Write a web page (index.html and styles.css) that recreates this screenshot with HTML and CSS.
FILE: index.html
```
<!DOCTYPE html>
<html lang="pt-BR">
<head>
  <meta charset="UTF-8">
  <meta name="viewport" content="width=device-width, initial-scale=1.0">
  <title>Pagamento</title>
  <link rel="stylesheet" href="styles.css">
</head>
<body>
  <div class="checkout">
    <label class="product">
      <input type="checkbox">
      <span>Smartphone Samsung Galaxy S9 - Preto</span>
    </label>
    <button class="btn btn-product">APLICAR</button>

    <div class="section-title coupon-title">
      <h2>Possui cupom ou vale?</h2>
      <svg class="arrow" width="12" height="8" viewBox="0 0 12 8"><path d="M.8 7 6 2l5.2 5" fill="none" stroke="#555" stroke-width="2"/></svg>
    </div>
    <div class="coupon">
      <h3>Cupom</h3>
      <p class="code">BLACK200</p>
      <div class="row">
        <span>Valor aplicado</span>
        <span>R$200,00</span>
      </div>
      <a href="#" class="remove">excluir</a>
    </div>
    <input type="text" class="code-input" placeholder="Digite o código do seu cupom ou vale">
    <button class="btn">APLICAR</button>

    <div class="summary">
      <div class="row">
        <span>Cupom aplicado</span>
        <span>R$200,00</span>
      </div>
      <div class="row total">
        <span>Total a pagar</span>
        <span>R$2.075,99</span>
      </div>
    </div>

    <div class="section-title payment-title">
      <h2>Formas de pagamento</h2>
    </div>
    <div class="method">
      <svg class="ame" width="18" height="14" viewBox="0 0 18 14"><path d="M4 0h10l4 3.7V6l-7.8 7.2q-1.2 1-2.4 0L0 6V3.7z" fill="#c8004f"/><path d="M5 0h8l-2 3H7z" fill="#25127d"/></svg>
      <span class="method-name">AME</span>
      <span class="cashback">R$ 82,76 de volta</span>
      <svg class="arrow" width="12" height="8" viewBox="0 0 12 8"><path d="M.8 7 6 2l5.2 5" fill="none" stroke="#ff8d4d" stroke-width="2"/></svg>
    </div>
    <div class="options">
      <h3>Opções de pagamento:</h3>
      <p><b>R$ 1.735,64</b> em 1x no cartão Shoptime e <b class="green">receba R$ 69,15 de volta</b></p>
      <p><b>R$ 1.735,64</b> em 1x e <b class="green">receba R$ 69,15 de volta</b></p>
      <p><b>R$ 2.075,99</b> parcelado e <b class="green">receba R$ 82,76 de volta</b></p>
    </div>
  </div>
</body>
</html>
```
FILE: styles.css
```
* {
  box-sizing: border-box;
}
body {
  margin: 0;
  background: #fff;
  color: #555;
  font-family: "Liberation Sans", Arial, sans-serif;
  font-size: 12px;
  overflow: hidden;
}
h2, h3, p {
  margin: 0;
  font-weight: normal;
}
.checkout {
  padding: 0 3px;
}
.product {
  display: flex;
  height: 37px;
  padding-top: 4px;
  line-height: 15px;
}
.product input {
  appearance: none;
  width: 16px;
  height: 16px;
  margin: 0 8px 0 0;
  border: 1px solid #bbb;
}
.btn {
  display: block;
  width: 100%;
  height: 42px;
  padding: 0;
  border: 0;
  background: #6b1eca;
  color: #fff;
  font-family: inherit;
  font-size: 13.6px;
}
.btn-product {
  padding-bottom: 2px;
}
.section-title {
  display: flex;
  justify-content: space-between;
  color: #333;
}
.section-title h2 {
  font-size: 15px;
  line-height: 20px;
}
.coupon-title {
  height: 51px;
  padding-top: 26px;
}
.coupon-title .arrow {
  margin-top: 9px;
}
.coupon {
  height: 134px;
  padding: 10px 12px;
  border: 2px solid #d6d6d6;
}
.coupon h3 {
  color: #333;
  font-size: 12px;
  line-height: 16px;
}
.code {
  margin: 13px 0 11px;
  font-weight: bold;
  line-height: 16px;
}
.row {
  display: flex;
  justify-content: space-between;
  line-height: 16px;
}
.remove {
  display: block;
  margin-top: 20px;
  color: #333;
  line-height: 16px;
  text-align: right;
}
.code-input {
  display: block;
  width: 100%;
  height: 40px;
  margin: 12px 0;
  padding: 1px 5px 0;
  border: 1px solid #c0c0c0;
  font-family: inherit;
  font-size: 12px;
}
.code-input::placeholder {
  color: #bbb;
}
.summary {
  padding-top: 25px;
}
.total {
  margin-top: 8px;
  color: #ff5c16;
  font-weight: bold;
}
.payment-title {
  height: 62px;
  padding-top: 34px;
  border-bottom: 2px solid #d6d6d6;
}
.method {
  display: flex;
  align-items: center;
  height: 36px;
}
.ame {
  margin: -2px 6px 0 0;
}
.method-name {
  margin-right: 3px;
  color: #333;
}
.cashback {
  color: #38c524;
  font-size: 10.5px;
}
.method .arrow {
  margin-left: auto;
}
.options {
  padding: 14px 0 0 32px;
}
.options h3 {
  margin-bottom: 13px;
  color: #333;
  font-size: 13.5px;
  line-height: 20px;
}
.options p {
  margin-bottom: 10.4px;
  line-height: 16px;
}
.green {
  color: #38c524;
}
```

※

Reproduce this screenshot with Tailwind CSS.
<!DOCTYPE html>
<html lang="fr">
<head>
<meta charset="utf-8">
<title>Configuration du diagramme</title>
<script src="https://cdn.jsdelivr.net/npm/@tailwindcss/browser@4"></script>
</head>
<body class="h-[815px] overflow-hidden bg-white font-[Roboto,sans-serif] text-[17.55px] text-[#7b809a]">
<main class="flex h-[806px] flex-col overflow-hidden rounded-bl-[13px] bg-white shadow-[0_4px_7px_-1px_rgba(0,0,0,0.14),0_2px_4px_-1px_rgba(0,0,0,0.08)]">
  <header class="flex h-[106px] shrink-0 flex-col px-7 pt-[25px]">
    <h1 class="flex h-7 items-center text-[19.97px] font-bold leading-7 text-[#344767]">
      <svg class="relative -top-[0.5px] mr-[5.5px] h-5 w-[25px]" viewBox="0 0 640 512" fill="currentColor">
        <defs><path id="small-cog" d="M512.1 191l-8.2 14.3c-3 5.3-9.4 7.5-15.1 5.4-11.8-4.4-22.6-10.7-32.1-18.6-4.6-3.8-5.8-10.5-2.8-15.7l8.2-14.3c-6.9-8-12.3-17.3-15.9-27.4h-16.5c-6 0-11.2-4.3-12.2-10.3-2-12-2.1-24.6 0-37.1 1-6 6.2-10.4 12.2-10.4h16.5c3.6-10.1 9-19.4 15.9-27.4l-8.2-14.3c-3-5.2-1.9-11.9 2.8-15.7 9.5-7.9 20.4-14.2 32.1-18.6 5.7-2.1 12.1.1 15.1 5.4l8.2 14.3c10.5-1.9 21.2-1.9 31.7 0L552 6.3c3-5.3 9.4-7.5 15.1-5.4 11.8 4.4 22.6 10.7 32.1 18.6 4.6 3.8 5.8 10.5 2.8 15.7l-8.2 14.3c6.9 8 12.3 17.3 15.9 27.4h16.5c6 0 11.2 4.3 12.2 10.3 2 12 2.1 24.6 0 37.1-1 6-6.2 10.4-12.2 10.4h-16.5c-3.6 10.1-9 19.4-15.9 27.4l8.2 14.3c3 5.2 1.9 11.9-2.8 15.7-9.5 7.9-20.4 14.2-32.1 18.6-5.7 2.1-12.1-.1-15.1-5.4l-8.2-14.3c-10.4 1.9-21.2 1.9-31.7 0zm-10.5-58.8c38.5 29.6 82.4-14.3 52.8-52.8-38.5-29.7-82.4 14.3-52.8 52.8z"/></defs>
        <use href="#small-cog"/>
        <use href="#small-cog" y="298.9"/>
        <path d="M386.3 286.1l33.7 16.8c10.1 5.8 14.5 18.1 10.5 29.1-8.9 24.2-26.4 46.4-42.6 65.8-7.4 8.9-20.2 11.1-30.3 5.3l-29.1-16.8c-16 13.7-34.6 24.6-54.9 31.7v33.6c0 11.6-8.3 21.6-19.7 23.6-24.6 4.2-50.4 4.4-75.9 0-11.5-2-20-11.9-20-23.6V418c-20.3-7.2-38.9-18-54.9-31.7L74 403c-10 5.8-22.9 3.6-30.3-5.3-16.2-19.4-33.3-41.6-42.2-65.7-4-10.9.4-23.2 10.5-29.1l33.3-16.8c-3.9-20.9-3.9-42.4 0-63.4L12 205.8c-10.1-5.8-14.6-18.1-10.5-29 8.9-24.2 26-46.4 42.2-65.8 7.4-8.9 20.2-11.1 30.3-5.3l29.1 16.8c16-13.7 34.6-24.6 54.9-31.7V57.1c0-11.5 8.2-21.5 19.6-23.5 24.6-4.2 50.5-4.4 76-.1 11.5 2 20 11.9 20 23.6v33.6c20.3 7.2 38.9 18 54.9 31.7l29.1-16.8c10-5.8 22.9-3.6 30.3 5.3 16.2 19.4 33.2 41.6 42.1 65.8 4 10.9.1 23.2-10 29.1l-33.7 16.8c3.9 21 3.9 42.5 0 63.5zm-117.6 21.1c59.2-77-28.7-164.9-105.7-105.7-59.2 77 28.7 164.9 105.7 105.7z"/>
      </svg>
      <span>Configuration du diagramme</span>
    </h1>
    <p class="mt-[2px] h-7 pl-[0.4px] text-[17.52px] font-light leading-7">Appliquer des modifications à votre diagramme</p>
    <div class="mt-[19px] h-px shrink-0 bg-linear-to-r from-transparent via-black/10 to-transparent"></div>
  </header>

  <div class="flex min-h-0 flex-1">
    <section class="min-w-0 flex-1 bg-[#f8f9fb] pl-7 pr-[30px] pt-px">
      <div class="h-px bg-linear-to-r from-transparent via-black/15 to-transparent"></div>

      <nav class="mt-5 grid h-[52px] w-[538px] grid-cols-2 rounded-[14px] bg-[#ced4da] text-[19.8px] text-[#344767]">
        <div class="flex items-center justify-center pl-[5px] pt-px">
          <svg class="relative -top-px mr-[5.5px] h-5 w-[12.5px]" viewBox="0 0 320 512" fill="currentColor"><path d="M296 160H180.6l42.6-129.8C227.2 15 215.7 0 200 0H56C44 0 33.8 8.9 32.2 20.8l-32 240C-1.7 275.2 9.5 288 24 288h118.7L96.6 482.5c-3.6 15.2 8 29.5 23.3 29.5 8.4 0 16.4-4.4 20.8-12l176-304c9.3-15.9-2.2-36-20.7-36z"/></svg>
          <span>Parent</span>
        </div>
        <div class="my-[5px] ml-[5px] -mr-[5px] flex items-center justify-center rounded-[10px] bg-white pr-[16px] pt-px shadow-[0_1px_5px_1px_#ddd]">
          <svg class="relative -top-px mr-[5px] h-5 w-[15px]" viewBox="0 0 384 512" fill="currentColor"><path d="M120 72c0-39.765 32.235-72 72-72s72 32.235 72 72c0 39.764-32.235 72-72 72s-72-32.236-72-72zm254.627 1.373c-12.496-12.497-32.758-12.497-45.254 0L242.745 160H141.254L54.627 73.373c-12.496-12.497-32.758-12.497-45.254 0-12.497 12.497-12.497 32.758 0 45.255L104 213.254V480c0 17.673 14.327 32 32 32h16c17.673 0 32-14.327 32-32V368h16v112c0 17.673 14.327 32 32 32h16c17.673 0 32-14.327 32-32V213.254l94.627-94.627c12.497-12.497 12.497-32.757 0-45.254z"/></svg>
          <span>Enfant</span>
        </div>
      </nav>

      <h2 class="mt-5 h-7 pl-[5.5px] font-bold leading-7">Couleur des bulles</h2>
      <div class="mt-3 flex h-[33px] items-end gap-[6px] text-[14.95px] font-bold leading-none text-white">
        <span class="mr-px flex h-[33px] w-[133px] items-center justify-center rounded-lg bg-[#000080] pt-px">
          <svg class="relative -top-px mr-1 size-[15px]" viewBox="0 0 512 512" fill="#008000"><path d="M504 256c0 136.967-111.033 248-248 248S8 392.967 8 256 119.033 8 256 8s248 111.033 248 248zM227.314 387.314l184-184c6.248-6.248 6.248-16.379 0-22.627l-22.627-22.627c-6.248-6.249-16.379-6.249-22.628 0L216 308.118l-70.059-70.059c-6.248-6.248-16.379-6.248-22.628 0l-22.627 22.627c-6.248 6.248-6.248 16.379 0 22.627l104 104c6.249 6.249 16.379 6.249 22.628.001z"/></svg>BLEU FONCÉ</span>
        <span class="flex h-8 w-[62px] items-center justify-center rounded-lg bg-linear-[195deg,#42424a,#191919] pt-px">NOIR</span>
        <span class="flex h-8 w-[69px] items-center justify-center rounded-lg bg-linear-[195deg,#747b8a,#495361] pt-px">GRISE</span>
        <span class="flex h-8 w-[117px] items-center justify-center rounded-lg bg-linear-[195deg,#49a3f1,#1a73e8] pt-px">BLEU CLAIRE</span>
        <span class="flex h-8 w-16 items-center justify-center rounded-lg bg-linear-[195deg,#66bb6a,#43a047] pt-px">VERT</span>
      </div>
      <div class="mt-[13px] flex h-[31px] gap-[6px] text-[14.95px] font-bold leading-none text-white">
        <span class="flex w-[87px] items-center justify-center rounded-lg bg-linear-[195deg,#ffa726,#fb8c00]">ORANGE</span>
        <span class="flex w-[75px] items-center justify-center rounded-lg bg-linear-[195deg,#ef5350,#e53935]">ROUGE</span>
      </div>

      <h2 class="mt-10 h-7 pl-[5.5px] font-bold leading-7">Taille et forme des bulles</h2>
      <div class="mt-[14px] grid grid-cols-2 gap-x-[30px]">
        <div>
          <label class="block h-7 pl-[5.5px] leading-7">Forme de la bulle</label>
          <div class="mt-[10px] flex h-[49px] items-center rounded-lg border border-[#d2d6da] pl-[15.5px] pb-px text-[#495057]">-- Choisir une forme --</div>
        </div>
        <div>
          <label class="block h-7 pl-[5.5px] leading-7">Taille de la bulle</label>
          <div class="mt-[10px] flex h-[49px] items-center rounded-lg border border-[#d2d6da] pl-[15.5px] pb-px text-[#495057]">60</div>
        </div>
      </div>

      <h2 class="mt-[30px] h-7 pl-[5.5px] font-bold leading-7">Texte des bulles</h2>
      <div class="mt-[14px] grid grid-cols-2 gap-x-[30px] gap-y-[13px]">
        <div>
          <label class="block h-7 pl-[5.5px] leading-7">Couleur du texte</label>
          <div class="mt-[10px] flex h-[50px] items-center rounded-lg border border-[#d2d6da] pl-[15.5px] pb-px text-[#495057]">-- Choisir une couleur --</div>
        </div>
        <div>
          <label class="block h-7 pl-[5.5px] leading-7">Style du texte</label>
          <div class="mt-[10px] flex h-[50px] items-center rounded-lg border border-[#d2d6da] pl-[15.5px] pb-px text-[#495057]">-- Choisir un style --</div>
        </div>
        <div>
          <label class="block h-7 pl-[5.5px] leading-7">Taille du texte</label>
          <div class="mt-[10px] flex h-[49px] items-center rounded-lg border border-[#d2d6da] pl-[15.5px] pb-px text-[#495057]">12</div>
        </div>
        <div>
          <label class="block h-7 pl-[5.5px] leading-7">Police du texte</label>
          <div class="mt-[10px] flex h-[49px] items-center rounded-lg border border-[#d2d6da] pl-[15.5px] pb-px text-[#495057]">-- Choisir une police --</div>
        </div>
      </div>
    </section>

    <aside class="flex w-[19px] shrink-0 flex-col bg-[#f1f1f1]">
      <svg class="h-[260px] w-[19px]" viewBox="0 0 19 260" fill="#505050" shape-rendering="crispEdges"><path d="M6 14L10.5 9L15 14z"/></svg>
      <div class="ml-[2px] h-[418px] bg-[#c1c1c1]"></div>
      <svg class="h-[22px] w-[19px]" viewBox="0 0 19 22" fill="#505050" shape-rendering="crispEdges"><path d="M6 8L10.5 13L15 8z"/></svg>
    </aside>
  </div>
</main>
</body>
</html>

※

● What the task asks
Within the records, how many lines include "this"? The answer is the number and nothing else.

● Complete response
2